The Energy Department’s National Renewable Energy Laboratory analysis of the production tax credit (PTC) shows that it has been critical to the development of the wind power industry and the deployment of wind generation in the United States.
Implications of a PTC Extension on US Wind Deployment was recently released.
From 2006 to 2012, wind power capacity has grown at an average annual rate of about 30 percent, and the costs of new installed wind have dropped by 22 percent. Components supplied for wind turbines from domestic manufacturers have risen to more than 70 percent of equipment installed at US wind farms, up from 25 percent in 2006.
The PTC provides a tax credit for every unit of energy produced by a qualifying facility for the first 10 years of commercial operation.
The study found:
- Under a scenario in which the production tax credit is not extended and all other policies remain unchanged — and in which, as anticipated, there is little to no growth for electricity in the US — wind capacity additions are projected to fall to between 3 GW and 5 GW per year from 2013 through 2020.

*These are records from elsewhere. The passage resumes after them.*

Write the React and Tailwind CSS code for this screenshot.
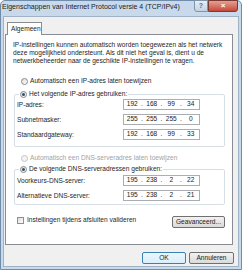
import React from 'react';

const Radio = ({ checked, disabled }) => (
  <span
    className={`inline-flex items-center justify-center w-[7px] h-[7px] rounded-full border ${
      disabled ? 'border-[#c4c4c4] bg-[#f4f4f4]' : 'border-[#8a8a8a] bg-gradient-to-br from-[#dcdcdc] to-white'
    }`}
  >
    {checked && <span className="w-[3px] h-[3px] rounded-full bg-[#2f4d72]" />}
  </span>
);

const IpField = ({ parts }) => (
  <div className="w-[77px] h-[11px] bg-white border border-[#abadb3] flex items-center text-[6.6px] leading-none text-[#222]">
    {parts.map((p, i) => (
      <React.Fragment key={i}>
        <span className="flex-1 text-center">{p}</span>
        {i < 3 && <span className="w-[3px] text-center">.</span>}
      </React.Fragment>
    ))}
  </div>
);

const Row = ({ label, parts }) => (
  <div className="flex items-center pl-[2px]">
    <span className="w-[106px]">{label}</span>
    <IpField parts={parts} />
  </div>
);

const Btn = ({ children, w, primary }) => (
  <button
    className={`h-[12px] ${w} rounded-[2px] border text-[6.6px] leading-none text-[#222] bg-gradient-to-b ${
      primary ? 'border-[#3c7fb1] from-[#eaf6fd] to-[#d9eefb]' : 'border-[#707070] from-[#f2f2f2] to-[#dadada]'
    }`}
  >
    {children}
  </button>
);

export default function App() {
  return (
    <div className="w-[242px] h-[280px] bg-white font-['Liberation_Sans',Arial,sans-serif] text-[6.6px] leading-[8px] text-[#262626]">
      <div className="h-[270px] bg-[#c8d9ec] border border-[#6f8cab] rounded-t-[5px] flex flex-col px-[2px] pb-[2px]">
        {/* title bar */}
        <div className="h-[15px] flex items-start">
          <div className="pt-[2px] -ml-[1px] text-[7px] text-[#1b1b1b]">
            Eigenschappen van Internet Protocol versie 4 (TCP/IPv4)
          </div>
          <div className="ml-auto mr-[1px] -mt-[1px] flex">
            <div className="w-[14px] h-[12px] border border-[#7f93ab] rounded-bl-[3px] bg-gradient-to-b from-[#e7eef6] to-[#c3d2e2] flex items-center justify-center text-[7px] font-bold text-[#5b6f87]">
              ?
            </div>
            <div className="w-[30px] h-[12px] border border-[#7a3a34] rounded-br-[3px] bg-gradient-to-b from-[#e5a093] to-[#c4473b] flex items-center justify-center text-[8px] font-bold text-white">
              ×
            </div>
          </div>
        </div>

        {/* client area */}
        <div className="flex-1 bg-[#f0f0f0] border border-[#9fb2c6] flex flex-col">
          <div className="pt-[4px] pl-[3px]">
            <div className="w-[35px] h-[13px] bg-white border border-b-0 border-[#898c95] flex items-center pl-[3px] relative top-[1px]">
              Algemeen
            </div>
          </div>

          <div className="ml-[1px] w-[228px] h-[211px] bg-white border border-[#898c95] flex flex-col">
            <p className="pt-[6px] pl-[7px]">
              IP-instellingen kunnen automatisch worden toegewezen als het netwerk
              <br />
              deze mogelijkheid ondersteunt. Als dit niet het geval is, dient u de
              <br />
              netwerkbeheerder naar de geschikte IP-instellingen te vragen.
            </p>

            <div className="mt-[11px] h-[10px] flex items-center pl-[15px] gap-[2px]">
              <Radio />
              <span>Automatisch een IP-adres laten toewijzen</span>
            </div>

            <fieldset className="mt-[3px] ml-[8px] w-[211px] border border-[#d5dfe5] rounded-[2px] pb-[6px] flex flex-col gap-[4px]">
              <legend className="ml-[4px] px-[1px]">
                <span className="h-[10px] inline-flex items-center gap-[2px]">
                  <Radio checked />
                  <span>Het volgende IP-adres gebruiken:</span>
                </span>
              </legend>
              <Row label="IP-adres:" parts={['192', '168', '99', '34']} />
              <Row label="Subnetmasker:" parts={['255', '255', '255', '0']} />
              <Row label="Standaardgateway:" parts={['192', '168', '99', '33']} />
            </fieldset>

            <div className="mt-[6px] h-[10px] flex items-center pl-[15px] gap-[2px] text-[#a3a3a3]">
              <Radio disabled />
              <span>Automatisch een DNS-serveradres laten toewijzen</span>
            </div>

            <fieldset className="mt-[1px] ml-[8px] w-[211px] border border-[#d5dfe5] rounded-[2px] pb-[3px] flex flex-col gap-[4px]">
              <legend className="ml-[4px] px-[1px] mb-[1px]">
                <span className="h-[10px] inline-flex items-center gap-[2px]">
                  <Radio checked />
                  <span>De volgende DNS-serveradressen gebruiken:</span>
                </span>
              </legend>
              <Row label="Voorkeurs-DNS-server:" parts={['195', '238', '2', '22']} />
              <Row label="Alternatieve DNS-server:" parts={['195', '238', '2', '21']} />
            </fieldset>

            <div className="mt-[10px] flex items-start justify-between pl-[11px] pr-[7px]">
              <div className="h-[10px] flex items-center gap-[3px]">
                <span className="w-[7px] h-[7px] border border-[#8e8f8f] bg-gradient-to-br from-[#dcdcdc] to-white" />
                <span>Instellingen tijdens afsluiten valideren</span>
              </div>
              <div className="mt-[1px]">
                <Btn w="w-[53px]">Geavanceerd...</Btn>
              </div>
            </div>
          </div>

          <div className="mt-[7px] flex justify-end gap-[3px] pr-[4px]">
            <Btn w="w-[44px]" primary>OK</Btn>
            <Btn w="w-[45px]">Annuleren</Btn>
          </div>
        </div>
      </div>
    </div>
  );
}
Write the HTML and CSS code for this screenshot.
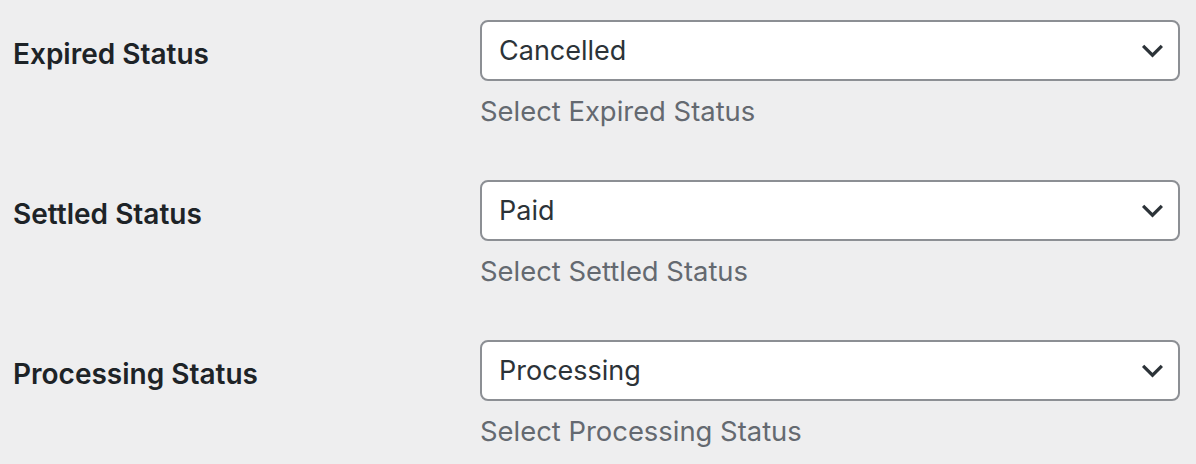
FILE: index.html
```html
<!DOCTYPE html>
<html lang="en">
<head>
    <meta charset="UTF-8">
    <title>Order Status Settings</title>
    <link rel="stylesheet" href="styles.css">
</head>
<body>
    <!-- Status settings table -->
    <div class="form-table">
        <div class="form-row">
            <label class="row-label" for="expiredStatus">Expired Status</label>
            <div class="row-field">
                <div class="select-wrap">
                    <select id="expiredStatus">
                        <option>Cancelled</option>
                        <option>Failed</option>
                    </select>
                    <svg class="chevron" viewBox="0 0 24 16" aria-hidden="true">
                        <polyline points="2,3 12,13 22,3" />
                    </svg>
                </div>
                <p class="description">Select Expired Status</p>
            </div>
        </div>

        <div class="form-row">
            <label class="row-label" for="settledStatus">Settled Status</label>
            <div class="row-field">
                <div class="select-wrap">
                    <select id="settledStatus">
                        <option>Paid</option>
                        <option>Completed</option>
                    </select>
                    <svg class="chevron" viewBox="0 0 24 16" aria-hidden="true">
                        <polyline points="2,3 12,13 22,3" />
                    </svg>
                </div>
                <p class="description">Select Settled Status</p>
            </div>
        </div>

        <div class="form-row">
            <label class="row-label" for="processingStatus">Processing Status</label>
            <div class="row-field">
                <div class="select-wrap">
                    <select id="processingStatus">
                        <option>Processing</option>
                        <option>On hold</option>
                    </select>
                    <svg class="chevron" viewBox="0 0 24 16" aria-hidden="true">
                        <polyline points="2,3 12,13 22,3" />
                    </svg>
                </div>
                <p class="description">Select Processing Status</p>
            </div>
        </div>
    </div>
</body>
</html>
```

FILE: styles.css
```css
/* Page background and base font */
body {
    margin: 0;
    padding: 0;
    background: #eeeeef;
    font-family: Inter, "Noto Sans", "Liberation Sans", sans-serif;
    color: #1d2327;
    overflow: hidden;
}

.form-table {
    display: flex;
    flex-direction: column;
    gap: 49px;
    padding: 20px 16px 0 13px;
}

/* One setting per row */
.form-row {
    display: grid;
    grid-template-columns: 467px 1fr;
}

.row-label {
    font-size: 28px;
    font-weight: 600;
    line-height: 36px;
    padding-top: 16px;
}

.row-field {
    display: flex;
    flex-direction: column;
}

/* Select box with chevron */
.select-wrap {
    position: relative;
    width: 700px;
}

.select-wrap select {
    appearance: none;
    -webkit-appearance: none;
    width: 100%;
    height: 61px;
    margin: 0;
    padding: 0 56px 0 17px;
    border: 2px solid #8c8f94;
    border-radius: 8px;
    background: #fff;
    font-family: inherit;
    font-size: 27px;
    color: #2c3338;
    outline: none;
}

.chevron {
    position: absolute;
    top: 23px;
    right: 16px;
    width: 23px;
    height: 15px;
    pointer-events: none;
}

.chevron polyline {
    fill: none;
    stroke: #2c3338;
    stroke-width: 3.4;
}

.description {
    margin: 10px 0 0 0;
    font-size: 27.4px;
    line-height: 40px;
    color: #646970;
}
```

- Reduced domestic wind power deployment is likely to have a direct and negative effect on US-based wind turbine manufacturing production and employment.
- Production tax credit extension options that would ramp down and end by 2022 appear to be insufficient to support recent levels of deployment.
- Of the scenarios considered in the report, extending the production tax credit at its historical level could provide the best opportunity to sustain strong US wind energy installation and domestic manufacturing.
The Senate has passed a two-year extension of the PTC, retroactive to January, but the House has not yet taken up the legislation.